> **RECORDED DATA**:
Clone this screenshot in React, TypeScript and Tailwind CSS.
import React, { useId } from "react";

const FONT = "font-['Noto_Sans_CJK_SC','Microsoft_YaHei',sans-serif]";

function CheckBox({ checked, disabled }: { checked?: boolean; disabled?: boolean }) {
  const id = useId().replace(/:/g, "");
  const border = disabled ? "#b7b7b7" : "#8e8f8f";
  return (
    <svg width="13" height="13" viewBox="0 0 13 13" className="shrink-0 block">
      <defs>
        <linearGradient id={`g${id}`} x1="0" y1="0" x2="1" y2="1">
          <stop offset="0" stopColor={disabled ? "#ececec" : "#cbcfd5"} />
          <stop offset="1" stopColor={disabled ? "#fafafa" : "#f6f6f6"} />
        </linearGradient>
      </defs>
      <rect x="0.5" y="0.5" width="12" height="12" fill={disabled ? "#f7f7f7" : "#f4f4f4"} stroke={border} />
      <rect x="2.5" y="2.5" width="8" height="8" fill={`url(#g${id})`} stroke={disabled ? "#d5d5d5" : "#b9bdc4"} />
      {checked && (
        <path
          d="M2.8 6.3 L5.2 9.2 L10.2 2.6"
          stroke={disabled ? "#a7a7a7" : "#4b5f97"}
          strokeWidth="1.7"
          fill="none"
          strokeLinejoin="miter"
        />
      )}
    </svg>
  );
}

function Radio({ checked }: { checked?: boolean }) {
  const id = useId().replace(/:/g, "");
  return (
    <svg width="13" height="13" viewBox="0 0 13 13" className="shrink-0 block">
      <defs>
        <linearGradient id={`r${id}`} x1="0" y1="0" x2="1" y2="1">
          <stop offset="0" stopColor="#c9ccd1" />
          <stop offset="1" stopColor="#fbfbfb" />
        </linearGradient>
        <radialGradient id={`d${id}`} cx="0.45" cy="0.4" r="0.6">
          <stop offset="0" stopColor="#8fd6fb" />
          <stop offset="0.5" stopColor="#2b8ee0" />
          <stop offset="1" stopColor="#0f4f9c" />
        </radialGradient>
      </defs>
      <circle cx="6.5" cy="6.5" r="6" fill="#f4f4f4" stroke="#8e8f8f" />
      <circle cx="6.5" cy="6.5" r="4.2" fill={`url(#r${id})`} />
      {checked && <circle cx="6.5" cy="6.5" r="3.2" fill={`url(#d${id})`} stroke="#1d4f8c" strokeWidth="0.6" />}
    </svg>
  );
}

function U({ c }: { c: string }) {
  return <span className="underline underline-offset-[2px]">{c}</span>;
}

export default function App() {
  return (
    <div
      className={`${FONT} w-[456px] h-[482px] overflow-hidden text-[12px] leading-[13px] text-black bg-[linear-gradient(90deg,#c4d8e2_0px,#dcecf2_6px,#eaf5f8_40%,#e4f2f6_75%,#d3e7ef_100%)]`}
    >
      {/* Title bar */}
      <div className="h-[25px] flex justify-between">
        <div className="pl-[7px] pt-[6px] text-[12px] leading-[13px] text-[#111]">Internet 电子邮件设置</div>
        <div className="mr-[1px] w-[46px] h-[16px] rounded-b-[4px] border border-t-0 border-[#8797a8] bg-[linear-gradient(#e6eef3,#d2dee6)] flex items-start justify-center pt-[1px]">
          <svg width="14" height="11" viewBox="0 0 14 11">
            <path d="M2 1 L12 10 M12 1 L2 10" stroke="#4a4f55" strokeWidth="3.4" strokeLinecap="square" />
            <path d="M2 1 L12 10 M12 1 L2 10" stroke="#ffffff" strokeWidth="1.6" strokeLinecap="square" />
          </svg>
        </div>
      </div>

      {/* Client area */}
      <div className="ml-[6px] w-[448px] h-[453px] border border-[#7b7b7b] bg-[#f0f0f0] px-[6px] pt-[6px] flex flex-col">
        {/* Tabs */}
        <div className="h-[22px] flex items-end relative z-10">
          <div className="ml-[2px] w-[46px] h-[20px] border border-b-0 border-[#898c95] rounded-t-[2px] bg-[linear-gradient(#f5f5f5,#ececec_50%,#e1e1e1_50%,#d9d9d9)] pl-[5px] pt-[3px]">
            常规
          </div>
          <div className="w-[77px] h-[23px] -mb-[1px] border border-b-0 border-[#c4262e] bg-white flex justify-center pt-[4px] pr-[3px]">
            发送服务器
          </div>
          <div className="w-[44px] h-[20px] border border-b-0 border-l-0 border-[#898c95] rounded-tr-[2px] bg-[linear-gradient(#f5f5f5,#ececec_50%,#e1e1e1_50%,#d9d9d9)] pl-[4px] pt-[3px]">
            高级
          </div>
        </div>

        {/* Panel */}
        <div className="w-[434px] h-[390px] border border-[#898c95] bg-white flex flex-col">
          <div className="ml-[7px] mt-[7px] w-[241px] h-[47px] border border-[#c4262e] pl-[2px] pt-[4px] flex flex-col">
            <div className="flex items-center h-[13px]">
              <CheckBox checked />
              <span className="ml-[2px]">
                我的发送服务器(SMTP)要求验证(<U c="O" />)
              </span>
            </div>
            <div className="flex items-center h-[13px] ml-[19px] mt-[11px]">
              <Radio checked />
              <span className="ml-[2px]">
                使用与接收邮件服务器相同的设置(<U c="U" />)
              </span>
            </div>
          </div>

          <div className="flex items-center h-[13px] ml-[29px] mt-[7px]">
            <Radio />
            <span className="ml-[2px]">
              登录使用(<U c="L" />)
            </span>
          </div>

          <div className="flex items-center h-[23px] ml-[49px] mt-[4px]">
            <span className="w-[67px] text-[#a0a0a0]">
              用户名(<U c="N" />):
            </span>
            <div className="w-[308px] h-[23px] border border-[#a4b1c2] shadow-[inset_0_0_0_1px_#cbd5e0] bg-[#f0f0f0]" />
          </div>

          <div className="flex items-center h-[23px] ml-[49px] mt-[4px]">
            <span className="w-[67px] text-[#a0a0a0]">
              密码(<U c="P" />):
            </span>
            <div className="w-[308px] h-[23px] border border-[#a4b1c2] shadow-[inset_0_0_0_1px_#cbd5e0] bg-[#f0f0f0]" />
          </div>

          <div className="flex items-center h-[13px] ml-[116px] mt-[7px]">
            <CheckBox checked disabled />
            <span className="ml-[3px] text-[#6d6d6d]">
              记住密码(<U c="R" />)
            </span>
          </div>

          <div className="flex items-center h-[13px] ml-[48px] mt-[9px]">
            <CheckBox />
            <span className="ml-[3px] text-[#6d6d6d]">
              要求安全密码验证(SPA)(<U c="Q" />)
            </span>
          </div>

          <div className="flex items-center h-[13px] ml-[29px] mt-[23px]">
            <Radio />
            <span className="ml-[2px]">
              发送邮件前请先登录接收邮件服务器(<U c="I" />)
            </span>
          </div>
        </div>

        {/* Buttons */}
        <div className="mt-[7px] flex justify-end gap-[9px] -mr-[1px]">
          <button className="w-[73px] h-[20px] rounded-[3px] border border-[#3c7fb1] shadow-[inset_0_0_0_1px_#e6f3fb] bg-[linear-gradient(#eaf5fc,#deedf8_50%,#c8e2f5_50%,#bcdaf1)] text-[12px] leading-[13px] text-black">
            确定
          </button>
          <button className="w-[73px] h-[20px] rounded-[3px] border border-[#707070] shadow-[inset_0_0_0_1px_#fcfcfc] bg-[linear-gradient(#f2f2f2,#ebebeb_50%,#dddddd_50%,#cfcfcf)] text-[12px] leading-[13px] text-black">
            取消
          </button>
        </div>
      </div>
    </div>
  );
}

> **SHORT EXERCISE**:
Whichever lines contain the string "React", select and copy them.

> **THE RESULT**:
Clone this screenshot in React, TypeScript and Tailwind CSS.
import React, { useId } from "react";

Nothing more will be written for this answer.